» **Data excerpt**
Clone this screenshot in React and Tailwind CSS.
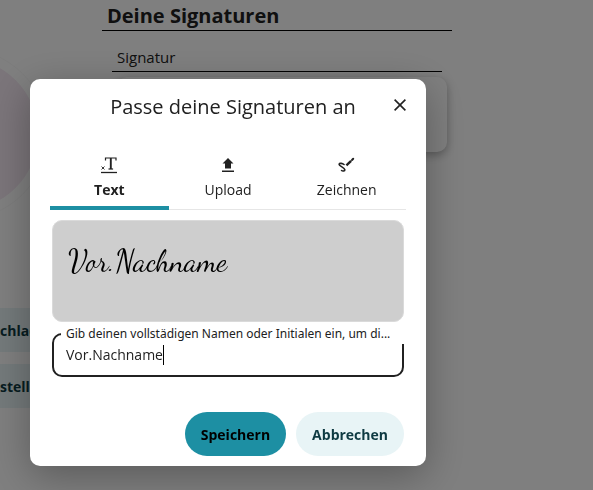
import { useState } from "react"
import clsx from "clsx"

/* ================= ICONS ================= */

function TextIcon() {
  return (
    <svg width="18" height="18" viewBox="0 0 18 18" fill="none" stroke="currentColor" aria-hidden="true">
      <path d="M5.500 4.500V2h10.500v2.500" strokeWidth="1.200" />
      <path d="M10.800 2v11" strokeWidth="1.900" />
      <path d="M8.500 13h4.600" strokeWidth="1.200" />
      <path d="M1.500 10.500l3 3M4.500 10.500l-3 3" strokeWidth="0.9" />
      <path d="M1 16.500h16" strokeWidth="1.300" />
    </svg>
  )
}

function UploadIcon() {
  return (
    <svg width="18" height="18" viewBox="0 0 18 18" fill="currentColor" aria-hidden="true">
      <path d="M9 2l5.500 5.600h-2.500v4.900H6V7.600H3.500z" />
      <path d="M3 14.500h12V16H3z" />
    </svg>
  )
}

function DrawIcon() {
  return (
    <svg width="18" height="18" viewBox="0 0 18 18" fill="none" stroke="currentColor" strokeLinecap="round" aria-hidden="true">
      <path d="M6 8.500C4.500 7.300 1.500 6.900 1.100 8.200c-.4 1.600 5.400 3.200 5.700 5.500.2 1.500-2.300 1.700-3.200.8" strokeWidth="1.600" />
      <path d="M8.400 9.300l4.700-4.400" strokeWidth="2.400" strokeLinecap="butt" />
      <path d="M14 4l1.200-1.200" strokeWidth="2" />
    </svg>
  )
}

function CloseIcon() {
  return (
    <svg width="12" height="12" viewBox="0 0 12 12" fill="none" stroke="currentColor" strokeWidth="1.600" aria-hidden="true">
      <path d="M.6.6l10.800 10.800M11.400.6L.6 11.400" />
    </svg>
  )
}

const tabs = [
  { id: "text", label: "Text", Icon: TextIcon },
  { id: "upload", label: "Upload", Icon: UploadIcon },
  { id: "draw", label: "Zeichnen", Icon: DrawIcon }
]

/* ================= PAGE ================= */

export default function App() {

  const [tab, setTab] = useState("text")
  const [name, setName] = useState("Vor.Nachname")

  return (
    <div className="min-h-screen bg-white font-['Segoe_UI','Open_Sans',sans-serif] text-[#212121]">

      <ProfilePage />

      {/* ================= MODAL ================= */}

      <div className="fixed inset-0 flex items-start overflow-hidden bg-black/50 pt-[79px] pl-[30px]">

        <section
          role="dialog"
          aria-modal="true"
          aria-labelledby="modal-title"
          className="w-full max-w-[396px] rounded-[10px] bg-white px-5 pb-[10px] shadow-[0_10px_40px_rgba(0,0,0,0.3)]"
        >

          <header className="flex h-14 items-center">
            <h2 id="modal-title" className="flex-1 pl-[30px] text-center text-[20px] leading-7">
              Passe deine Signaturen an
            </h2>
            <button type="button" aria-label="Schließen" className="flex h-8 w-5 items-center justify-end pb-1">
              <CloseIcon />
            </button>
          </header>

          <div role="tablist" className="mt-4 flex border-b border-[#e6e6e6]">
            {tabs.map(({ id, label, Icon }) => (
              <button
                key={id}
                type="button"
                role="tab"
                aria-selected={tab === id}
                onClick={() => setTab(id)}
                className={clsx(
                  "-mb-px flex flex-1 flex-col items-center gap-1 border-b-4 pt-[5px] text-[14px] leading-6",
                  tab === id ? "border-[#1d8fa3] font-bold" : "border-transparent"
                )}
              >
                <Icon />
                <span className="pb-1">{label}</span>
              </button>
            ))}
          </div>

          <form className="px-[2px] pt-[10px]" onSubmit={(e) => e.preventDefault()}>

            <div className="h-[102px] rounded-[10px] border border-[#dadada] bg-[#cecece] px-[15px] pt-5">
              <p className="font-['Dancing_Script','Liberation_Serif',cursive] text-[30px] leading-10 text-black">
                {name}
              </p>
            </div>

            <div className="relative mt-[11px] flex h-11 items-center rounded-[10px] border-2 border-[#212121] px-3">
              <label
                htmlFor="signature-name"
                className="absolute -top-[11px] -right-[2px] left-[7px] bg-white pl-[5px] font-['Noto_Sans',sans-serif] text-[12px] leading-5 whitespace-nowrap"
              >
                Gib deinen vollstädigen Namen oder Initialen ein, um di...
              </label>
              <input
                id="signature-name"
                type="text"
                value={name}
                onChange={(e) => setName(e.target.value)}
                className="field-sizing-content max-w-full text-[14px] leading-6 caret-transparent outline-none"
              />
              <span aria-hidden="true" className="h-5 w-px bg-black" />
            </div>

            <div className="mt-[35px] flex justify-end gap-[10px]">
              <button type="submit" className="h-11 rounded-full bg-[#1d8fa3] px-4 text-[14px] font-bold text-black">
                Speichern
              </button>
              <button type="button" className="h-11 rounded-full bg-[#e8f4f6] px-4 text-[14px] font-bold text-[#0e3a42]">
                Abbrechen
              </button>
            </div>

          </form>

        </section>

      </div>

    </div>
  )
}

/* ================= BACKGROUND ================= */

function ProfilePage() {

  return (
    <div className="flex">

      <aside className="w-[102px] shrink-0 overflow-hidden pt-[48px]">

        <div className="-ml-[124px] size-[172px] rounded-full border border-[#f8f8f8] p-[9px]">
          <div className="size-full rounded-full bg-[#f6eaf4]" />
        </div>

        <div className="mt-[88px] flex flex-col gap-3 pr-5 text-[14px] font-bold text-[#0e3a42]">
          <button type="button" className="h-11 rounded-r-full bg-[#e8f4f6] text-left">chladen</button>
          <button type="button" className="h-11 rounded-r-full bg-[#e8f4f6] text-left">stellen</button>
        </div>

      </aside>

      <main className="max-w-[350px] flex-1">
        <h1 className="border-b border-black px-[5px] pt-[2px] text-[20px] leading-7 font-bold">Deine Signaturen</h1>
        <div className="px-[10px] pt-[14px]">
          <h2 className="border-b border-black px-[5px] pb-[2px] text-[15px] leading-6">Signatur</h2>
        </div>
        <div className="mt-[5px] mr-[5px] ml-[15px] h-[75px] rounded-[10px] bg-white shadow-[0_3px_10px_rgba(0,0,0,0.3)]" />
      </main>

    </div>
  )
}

» **Set task**
Return nothing but the lines running from the start of the data to the line with "inset-0 flex items-start", please, both ends included and no pictures.

» **Result of the exercise**
Clone this screenshot in React and Tailwind CSS.
import { useState } from "react"
import clsx from "clsx"

/* ================= ICONS ================= */

function TextIcon() {
  return (
    <svg width="18" height="18" viewBox="0 0 18 18" fill="none" stroke="currentColor" aria-hidden="true">
      <path d="M5.500 4.500V2h10.500v2.500" strokeWidth="1.200" />
      <path d="M10.800 2v11" strokeWidth="1.900" />
      <path d="M8.500 13h4.600" strokeWidth="1.200" />
      <path d="M1.500 10.500l3 3M4.500 10.500l-3 3" strokeWidth="0.9" />
      <path d="M1 16.500h16" strokeWidth="1.300" />
    </svg>
  )
}

function UploadIcon() {
  return (
    <svg width="18" height="18" viewBox="0 0 18 18" fill="currentColor" aria-hidden="true">
      <path d="M9 2l5.500 5.600h-2.500v4.900H6V7.600H3.500z" />
      <path d="M3 14.500h12V16H3z" />
    </svg>
  )
}

function DrawIcon() {
  return (
    <svg width="18" height="18" viewBox="0 0 18 18" fill="none" stroke="currentColor" strokeLinecap="round" aria-hidden="true">
      <path d="M6 8.500C4.500 7.300 1.500 6.900 1.100 8.200c-.4 1.600 5.400 3.200 5.700 5.500.2 1.500-2.300 1.700-3.200.8" strokeWidth="1.600" />
      <path d="M8.400 9.300l4.700-4.400" strokeWidth="2.400" strokeLinecap="butt" />
      <path d="M14 4l1.200-1.200" strokeWidth="2" />
    </svg>
  )
}

function CloseIcon() {
  return (
    <svg width="12" height="12" viewBox="0 0 12 12" fill="none" stroke="currentColor" strokeWidth="1.600" aria-hidden="true">
      <path d="M.6.6l10.800 10.800M11.400.6L.6 11.400" />
    </svg>
  )
}

const tabs = [
  { id: "text", label: "Text", Icon: TextIcon },
  { id: "upload", label: "Upload", Icon: UploadIcon },
  { id: "draw", label: "Zeichnen", Icon: DrawIcon }
]

/* ================= PAGE ================= */

export default function App() {

  const [tab, setTab] = useState("text")
  const [name, setName] = useState("Vor.Nachname")

  return (
    <div className="min-h-screen bg-white font-['Segoe_UI','Open_Sans',sans-serif] text-[#212121]">

      <ProfilePage />

      {/* ================= MODAL ================= */}

      <div className="fixed inset-0 flex items-start overflow-hidden bg-black/50 pt-[79px] pl-[30px]">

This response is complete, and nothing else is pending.